What you have to do:
Can you transcribe every line exactly and leave the pictures behind?

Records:

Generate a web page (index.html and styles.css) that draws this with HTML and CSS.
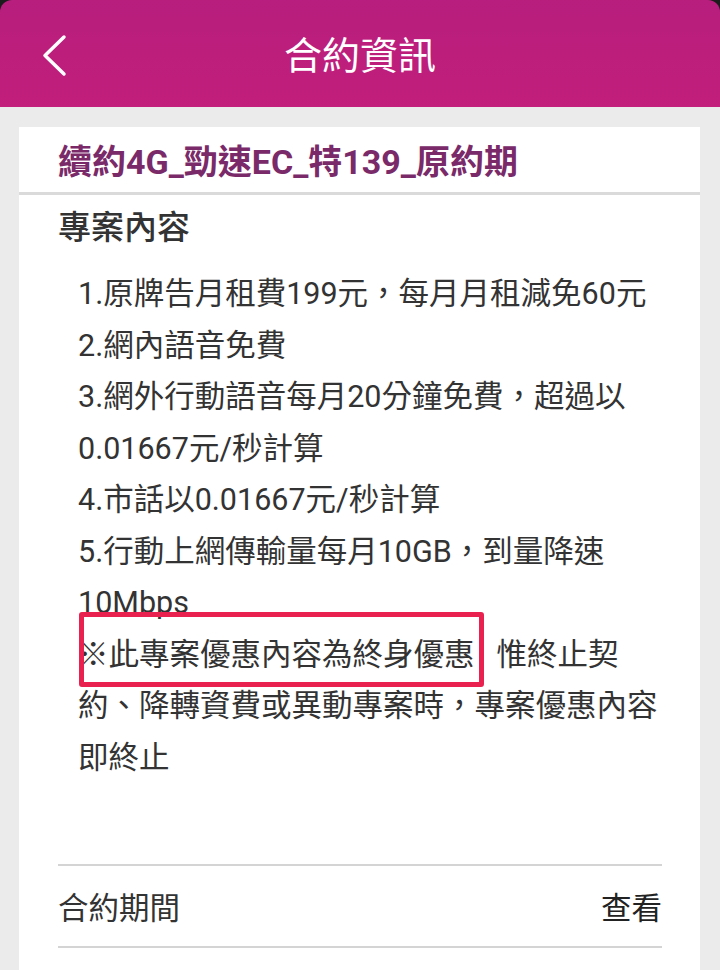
FILE: index.html
```html
<!DOCTYPE html>
<html lang="zh-Hant">
<head>
    <meta charset="UTF-8">
    <meta name="viewport" content="width=device-width, initial-scale=1.0">
    <title>合約資訊</title>
    <link rel="stylesheet" href="styles.css">
</head>
<body>
    <div class="topbar-wrap">
        <header class="topbar">
            <a href="#" class="back" aria-label="返回">
                <svg width="30" height="44" viewBox="0 0 30 44">
                    <polyline points="22,4 3,22.5 22,41" fill="none" stroke="#fff" stroke-width="3.5" stroke-linecap="round" stroke-linejoin="round"/>
                </svg>
            </a>
            <h1>合約資訊</h1>
        </header>
    </div>

    <main class="page">
        <section class="card">
            <div class="plan-name">續約4G_勁速EC_特139_原約期</div>

            <div class="plan-body">
                <h2>專案內容</h2>
                <div class="plan-items">
                    <p>1.原牌告月租費199元，每月月租減免60元</p>
                    <p>2.網內語音免費</p>
                    <p>3.網外行動語音每月20分鐘免費，超過以0.01667元/秒計算</p>
                    <p>4.市話以0.01667元/秒計算</p>
                    <p>5.行動上網傳輸量每月10GB，到量降速10Mbps</p>
                    <p><span class="mark">※此專案優惠內容為終身優惠</span><span class="gap"></span>惟終止契約、降轉資費或異動專案時，專案優惠內容即終止</p>
                </div>

                <div class="info-row">
                    <span>合約期間</span>
                    <a href="#" class="link">查看</a>
                </div>
            </div>
        </section>
    </main>
</body>
</html>
```

FILE: styles.css
```css
body {
    margin: 0;
    background: #ebebeb;
    font-family: Roboto, "Noto Sans CJK TC", sans-serif;
    color: #333;
}
.topbar-wrap {
    background: #1c1c1c;
}
.topbar {
    height: 107px;
    display: flex;
    align-items: center;
    justify-content: center;
    position: relative;
    background: linear-gradient(#b71e7d, #c21e7b);
    border-radius: 12px 12px 0 0;
}
.topbar h1 {
    margin: 0;
    color: #fff;
    font-size: 38px;
    font-weight: 400;
    padding-bottom: 2px;
}
.back {
    position: absolute;
    left: 42px;
    top: 33px;
    display: flex;
}
.page {
    padding: 20px 20px 0 19px;
}
.card {
    background: #fff;
    min-height: 860px;
}
.plan-name {
    height: 65px;
    display: flex;
    align-items: center;
    padding-left: 39px;
    color: #7a2a69;
    font-size: 34px;
    font-weight: 700;
    border-bottom: 3px solid #dadada;
}
.plan-body {
    padding: 0 38px 0 39px;
}
.plan-body h2 {
    margin: 0;
    padding-top: 10px;
    line-height: 46px;
    font-size: 33px;
    font-weight: 500;
    color: #333;
}
.plan-items {
    margin-top: 17px;
    padding-left: 20px;
    font-size: 30.5px;
    line-height: 51.5px;
}
.plan-items p {
    margin: 0;
}
.mark {
    display: inline-block;
    position: relative;
}
/* red annotation frame */
.mark::after {
    content: "";
    position: absolute;
    left: 1px;
    right: -9px;
    top: -17px;
    bottom: -7px;
    border: 5px solid #e8214e;
    border-radius: 3px;
}
.gap {
    display: inline-block;
    width: 22px;
}
.info-row {
    margin-top: 81px;
    height: 80px;
    display: flex;
    align-items: center;
    justify-content: space-between;
    border-top: 2px solid #d4d4d4;
    border-bottom: 2px solid #d4d4d4;
    font-size: 30.5px;
}
.link {
    color: #222;
    text-decoration: none;
}
```
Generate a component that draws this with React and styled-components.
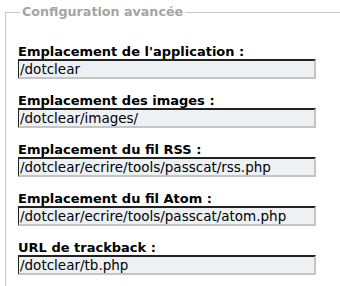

Result:
Generate a web page (index.html and styles.css) that draws this with HTML and CSS.
FILE: index.html
```html
<!DOCTYPE html>
<html lang="zh-Hant">
<head>
    <meta charset="UTF-8">
    <meta name="viewport" content="width=device-width, initial-scale=1.0">
    <title>合約資訊</title>
    <link rel="stylesheet" href="styles.css">
</head>
<body>
    <div class="topbar-wrap">
        <header class="topbar">
            <a href="#" class="back" aria-label="返回">
                <svg width="30" height="44" viewBox="0 0 30 44">
                    <polyline points="22,4 3,22.5 22,41" fill="none" stroke="#fff" stroke-width="3.5" stroke-linecap="round" stroke-linejoin="round"/>
                </svg>
            </a>
            <h1>合約資訊</h1>
        </header>
    </div>

    <main class="page">
        <section class="card">
            <div class="plan-name">續約4G_勁速EC_特139_原約期</div>

            <div class="plan-body">
                <h2>專案內容</h2>
                <div class="plan-items">
                    <p>1.原牌告月租費199元，每月月租減免60元</p>
                    <p>2.網內語音免費</p>
                    <p>3.網外行動語音每月20分鐘免費，超過以0.01667元/秒計算</p>
                    <p>4.市話以0.01667元/秒計算</p>
                    <p>5.行動上網傳輸量每月10GB，到量降速10Mbps</p>
                    <p><span class="mark">※此專案優惠內容為終身優惠</span><span class="gap"></span>惟終止契約、降轉資費或異動專案時，專案優惠內容即終止</p>
                </div>

                <div class="info-row">
                    <span>合約期間</span>
                    <a href="#" class="link">查看</a>
                </div>
            </div>
        </section>
    </main>
</body>
</html>
```

FILE: styles.css
```css
body {
    margin: 0;
    background: #ebebeb;
    font-family: Roboto, "Noto Sans CJK TC", sans-serif;
    color: #333;
}
.topbar-wrap {
    background: #1c1c1c;
}
.topbar {
    height: 107px;
    display: flex;
    align-items: center;
    justify-content: center;
    position: relative;
    background: linear-gradient(#b71e7d, #c21e7b);
    border-radius: 12px 12px 0 0;
}
.topbar h1 {
    margin: 0;
    color: #fff;
    font-size: 38px;
    font-weight: 400;
    padding-bottom: 2px;
}
.back {
    position: absolute;
    left: 42px;
    top: 33px;
    display: flex;
}
.page {
    padding: 20px 20px 0 19px;
}
.card {
    background: #fff;
    min-height: 860px;
}
.plan-name {
    height: 65px;
    display: flex;
    align-items: center;
    padding-left: 39px;
    color: #7a2a69;
    font-size: 34px;
    font-weight: 700;
    border-bottom: 3px solid #dadada;
}
.plan-body {
    padding: 0 38px 0 39px;
}
.plan-body h2 {
    margin: 0;
    padding-top: 10px;
    line-height: 46px;
    font-size: 33px;
    font-weight: 500;
    color: #333;
}
.plan-items {
    margin-top: 17px;
    padding-left: 20px;
    font-size: 30.5px;
    line-height: 51.5px;
}
.plan-items p {
    margin: 0;
}
.mark {
    display: inline-block;
    position: relative;
}
/* red annotation frame */
.mark::after {
    content: "";
    position: absolute;
    left: 1px;
    right: -9px;
    top: -17px;
    bottom: -7px;
    border: 5px solid #e8214e;
    border-radius: 3px;
}
.gap {
    display: inline-block;
    width: 22px;
}
.info-row {
    margin-top: 81px;
    height: 80px;
    display: flex;
    align-items: center;
    justify-content: space-between;
    border-top: 2px solid #d4d4d4;
    border-bottom: 2px solid #d4d4d4;
    font-size: 30.5px;
}
.link {
    color: #222;
    text-decoration: none;
}
```
Generate a component that draws this with React and styled-components.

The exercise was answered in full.